People talk of how this event "restored their faith in humanity"-- I think San Francisco planted a huge stake in the ground that other cities should measure themselves against. People here shouted from the rooftops: "Humanity can do better!" It made me incredibly proud to live here.

What did you do when you found out how big it got (couple hundred people vs. billions of people)?

Thanks goodness I have a girlfriend who can help me keep me from passing out from stress. :) Originally, EJ and Sue (Batman and Damsel) came to a BBQ in my backyard and asked me if I wanted to dress up as a bad guy and get chased around by a 5 year old. We expected it would be in a climbing gym or something. A couple weeks out it was clear this was going to have (what turned out to be) 2 billion eyes on it. No pressure!

I watched through Batman (1966) a bunch of times and studied Burgess Meredith's Penguin performance, practiced the "Wah Wah Wahhh!!!" laugh over and over, and came up with a good waddle. My chosen profession as a Software Engineer doesn't generally prepare a person for such an event, but I had some improv classes in high school somewhere way up my sleeve, which made me comfortable with the thought of not screwing it up.
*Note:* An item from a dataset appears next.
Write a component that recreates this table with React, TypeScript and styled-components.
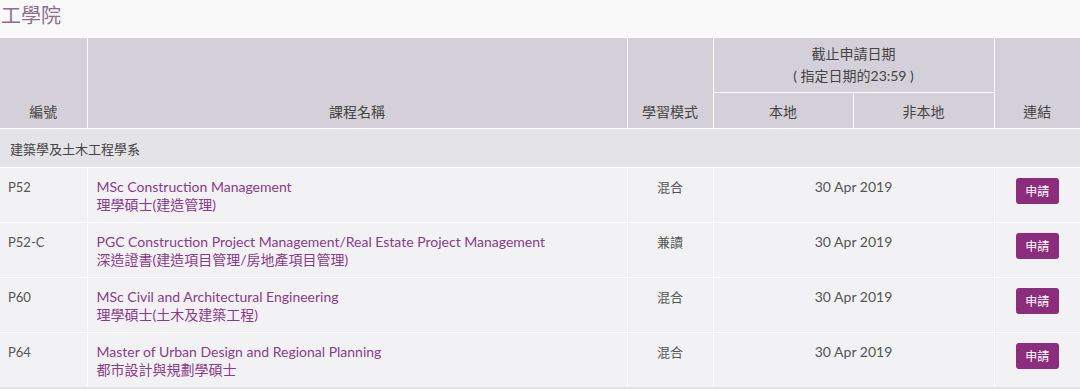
import React from 'react'
import styled, { createGlobalStyle } from 'styled-components'

const GlobalStyle = createGlobalStyle`
  body {
    margin: 0;
    background: #f9f9f9;
    font-family: Lato, "Noto Sans CJK TC", sans-serif;
  }
`

const Page = styled.div`
  width: 1080px;
`

const Title = styled.h2`
  margin: 0;
  height: 37px;
  padding: 2px 0 0 1px;
  box-sizing: border-box;
  font-size: 20px;
  font-weight: 400;
  line-height: 26px;
  color: #8b6f8d;
  font-family: "Noto Sans CJK TC", sans-serif;
`

const Table = styled.table`
  width: 1080px;
  border-collapse: collapse;
  table-layout: fixed;
  border-bottom: 3px solid #e2e1e5;
`

const Th = styled.th<{ $h?: number }>`
  box-sizing: border-box;
  background: #d3d0d9;
  border: 1px solid #ffffff;
  color: #444;
  font-size: 14px;
  font-weight: 400;
  line-height: 22px;
  vertical-align: bottom;
  padding: 0 4px 5px;
  height: ${(p) => p.$h ?? 30}px;
  font-family: Lato, "Noto Sans CJK TC", sans-serif;
  &:first-child { border-left: none; }
  &:last-child { border-right: none; }
`

const SectionCell = styled.td`
  background: #e4e3e8;
  color: #444;
  font-size: 13px;
  padding: 0 10px;
  height: 38px;
  border: 1px solid #fff;
  border-left: none;
  border-right: none;
`

const Td = styled.td<{ $center?: boolean; $size?: number }>`
  background: #f2f2f4;
  border: 1px solid #fff;
  color: #555;
  font-size: ${(p) => p.$size ?? 13}px;
  line-height: 18px;
  vertical-align: top;
  padding: 10px 8px 0;
  height: 44px;
  text-align: ${(p) => (p.$center ? 'center' : 'left')};
  &:first-child { border-left: none; }
  &:last-child { border-right: none; }
`

const CourseName = styled.div`
  color: #8a3b8c;
  font-size: 14px;
  padding-left: 1px;
`

const ApplyButton = styled.a`
  display: inline-block;
  width: 43px;
  height: 26px;
  line-height: 26px;
  border-radius: 3px;
  background: #8b2d7c;
  color: #fff;
  font-size: 12px;
  text-align: center;
  font-family: "Noto Sans CJK TC", sans-serif;
`

const courses = [
  { code: 'P52', en: 'MSc Construction Management', zh: '理學碩士(建造管理)', mode: '混合' },
  {
    code: 'P52-C',
    en: 'PGC Construction Project Management/Real Estate Project Management',
    zh: '深造證書(建造項目管理/房地產項目管理)',
    mode: '兼讀',
  },
  { code: 'P60', en: 'MSc Civil and Architectural Engineering', zh: '理學碩士(土木及建築工程)', mode: '混合' },
  { code: 'P64', en: 'Master of Urban Design and Regional Planning', zh: '都市設計與規劃學碩士', mode: '混合' },
]

export default function App() {
  return (
    <Page>
      <GlobalStyle />
      <Title>工學院</Title>
      <Table>
        <colgroup>
          <col style={{ width: 87 }} />
          <col style={{ width: 540 }} />
          <col style={{ width: 86 }} />
          <col style={{ width: 140 }} />
          <col style={{ width: 141 }} />
          <col style={{ width: 86 }} />
        </colgroup>
        <thead>
          <tr>
            <Th rowSpan={2}>編號</Th>
            <Th rowSpan={2}>課程名稱</Th>
            <Th rowSpan={2}>學習模式</Th>
            <Th colSpan={2} $h={55}>
              截止申請日期
              <br />( 指定日期的23:59 )
            </Th>
            <Th rowSpan={2}>連結</Th>
          </tr>
          <tr>
            <Th $h={36}>本地</Th>
            <Th $h={36}>非本地</Th>
          </tr>
        </thead>
        <tbody>
          <tr>
            <SectionCell colSpan={6}>建築學及土木工程學系</SectionCell>
          </tr>
          {courses.map((c) => (
            <tr key={c.code}>
              <Td>{c.code}</Td>
              <Td>
                <CourseName>
                  {c.en}
                  <br />
                  {c.zh}
                </CourseName>
              </Td>
              <Td $center>{c.mode}</Td>
              <Td $center $size={14} colSpan={2}>30 Apr 2019</Td>
              <Td $center>
                <ApplyButton>申請</ApplyButton>
              </Td>
            </tr>
          ))}
        </tbody>
      </Table>
    </Page>
  )
}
My lovely lady put things into glorious perspective: "it doesn't matter that it's gotten bigger than you all expected. You would have all put in the same amount of spirit even if only 5 people were going to show up. It's not for the crowds. It's for Batkid." I was so concerned about the messaging and making sure I represented the spirit of the day and the bigger, deeper messages of the event. But, of course, she's right. It was all for Miles, and that remained my focus on the day-of. The most important part was that he had fun and kicked my butt and saved Lou Seal. This helped me swallow the stage butterflies and keep focused on the true goal of the day.
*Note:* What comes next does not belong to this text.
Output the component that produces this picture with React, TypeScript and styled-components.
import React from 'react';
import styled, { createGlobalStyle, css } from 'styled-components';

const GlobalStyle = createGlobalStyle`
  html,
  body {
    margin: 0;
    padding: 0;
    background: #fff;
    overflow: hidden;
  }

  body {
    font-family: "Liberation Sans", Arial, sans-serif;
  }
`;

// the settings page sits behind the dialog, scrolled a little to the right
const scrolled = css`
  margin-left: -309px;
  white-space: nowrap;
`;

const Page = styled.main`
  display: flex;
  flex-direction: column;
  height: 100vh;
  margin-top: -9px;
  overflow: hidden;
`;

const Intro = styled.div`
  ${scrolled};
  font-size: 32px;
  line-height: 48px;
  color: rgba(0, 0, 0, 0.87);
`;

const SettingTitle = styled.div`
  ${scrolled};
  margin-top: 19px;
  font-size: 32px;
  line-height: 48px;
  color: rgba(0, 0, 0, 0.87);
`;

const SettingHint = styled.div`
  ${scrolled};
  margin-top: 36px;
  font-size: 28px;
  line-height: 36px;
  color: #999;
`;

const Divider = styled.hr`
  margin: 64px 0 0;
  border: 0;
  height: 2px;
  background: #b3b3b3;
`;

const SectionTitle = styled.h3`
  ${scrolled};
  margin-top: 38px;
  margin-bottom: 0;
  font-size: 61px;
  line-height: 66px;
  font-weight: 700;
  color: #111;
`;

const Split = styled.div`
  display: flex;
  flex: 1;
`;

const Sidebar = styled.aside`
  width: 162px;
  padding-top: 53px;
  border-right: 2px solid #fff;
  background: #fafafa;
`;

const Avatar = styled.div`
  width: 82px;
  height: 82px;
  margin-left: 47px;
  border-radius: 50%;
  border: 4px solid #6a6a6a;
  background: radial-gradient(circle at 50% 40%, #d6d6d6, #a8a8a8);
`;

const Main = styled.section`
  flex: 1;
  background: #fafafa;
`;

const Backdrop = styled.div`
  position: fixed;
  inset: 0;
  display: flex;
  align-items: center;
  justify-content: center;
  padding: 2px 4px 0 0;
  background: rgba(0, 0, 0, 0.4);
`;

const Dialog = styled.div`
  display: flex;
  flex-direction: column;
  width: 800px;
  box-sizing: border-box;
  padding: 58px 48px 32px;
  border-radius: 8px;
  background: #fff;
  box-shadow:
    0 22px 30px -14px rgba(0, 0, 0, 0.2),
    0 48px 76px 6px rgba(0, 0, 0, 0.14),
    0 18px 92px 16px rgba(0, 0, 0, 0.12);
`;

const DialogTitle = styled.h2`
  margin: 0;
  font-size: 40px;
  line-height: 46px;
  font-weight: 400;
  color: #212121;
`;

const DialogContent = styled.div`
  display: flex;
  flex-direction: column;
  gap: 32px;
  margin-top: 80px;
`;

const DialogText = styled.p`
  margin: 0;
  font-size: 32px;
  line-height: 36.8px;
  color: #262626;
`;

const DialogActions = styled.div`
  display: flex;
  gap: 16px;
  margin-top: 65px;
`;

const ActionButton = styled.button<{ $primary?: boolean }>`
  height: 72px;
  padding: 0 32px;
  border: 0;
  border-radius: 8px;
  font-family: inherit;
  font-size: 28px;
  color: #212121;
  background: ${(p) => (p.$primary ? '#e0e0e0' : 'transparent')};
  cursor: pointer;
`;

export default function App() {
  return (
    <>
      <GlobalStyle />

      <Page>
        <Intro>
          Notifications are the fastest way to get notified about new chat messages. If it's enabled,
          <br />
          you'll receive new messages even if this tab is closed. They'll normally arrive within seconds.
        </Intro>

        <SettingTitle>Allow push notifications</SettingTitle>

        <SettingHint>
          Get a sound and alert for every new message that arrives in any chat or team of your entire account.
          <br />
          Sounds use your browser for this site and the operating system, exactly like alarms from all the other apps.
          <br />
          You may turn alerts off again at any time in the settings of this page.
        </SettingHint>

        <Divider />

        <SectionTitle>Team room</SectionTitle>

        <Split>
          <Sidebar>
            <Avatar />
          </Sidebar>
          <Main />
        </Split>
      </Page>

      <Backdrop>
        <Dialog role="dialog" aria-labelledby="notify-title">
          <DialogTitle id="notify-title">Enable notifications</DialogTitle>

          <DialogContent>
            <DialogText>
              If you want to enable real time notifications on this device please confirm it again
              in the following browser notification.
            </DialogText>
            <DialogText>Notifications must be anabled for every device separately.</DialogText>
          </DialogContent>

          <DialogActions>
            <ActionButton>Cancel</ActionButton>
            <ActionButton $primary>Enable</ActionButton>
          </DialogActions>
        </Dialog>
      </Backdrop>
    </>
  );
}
What was your reaction when you were told this was going to be made into a film?

I heard from Patricia (Wilson) that this was potentially going to happen and my first thought was "How can I help?" I work in film (at Lucasfilm/ILM in SF) and so I figured someone at work could help with storyboards or volunteer their time to edit or color correct etc. With so many people In my personal and professional life so passionate about storytelling, it was instantly exciting to help with a project like this in whatever ways I could. I got in touch with Dana (Nachman) and she came over to the Presidio Starbucks on our campus and we chatted for a few hours one afternoon. It was very early, before she even knew if the project was going to be greenlit. We talked about a lot of these concepts here, and she loved the "Yes, and..." concept. She joked she might even call the film that, if it wasn't so esoteric of a title. Fast-forward to now, many months later, and after a great Comic-Con Panel last week in San Diego... I'm so excited to see what story she's telling with all the great source material from Batkid Day. My hope is that this film is a way to continue reminding people that there is, in fact, a whole lot of beauty in the world.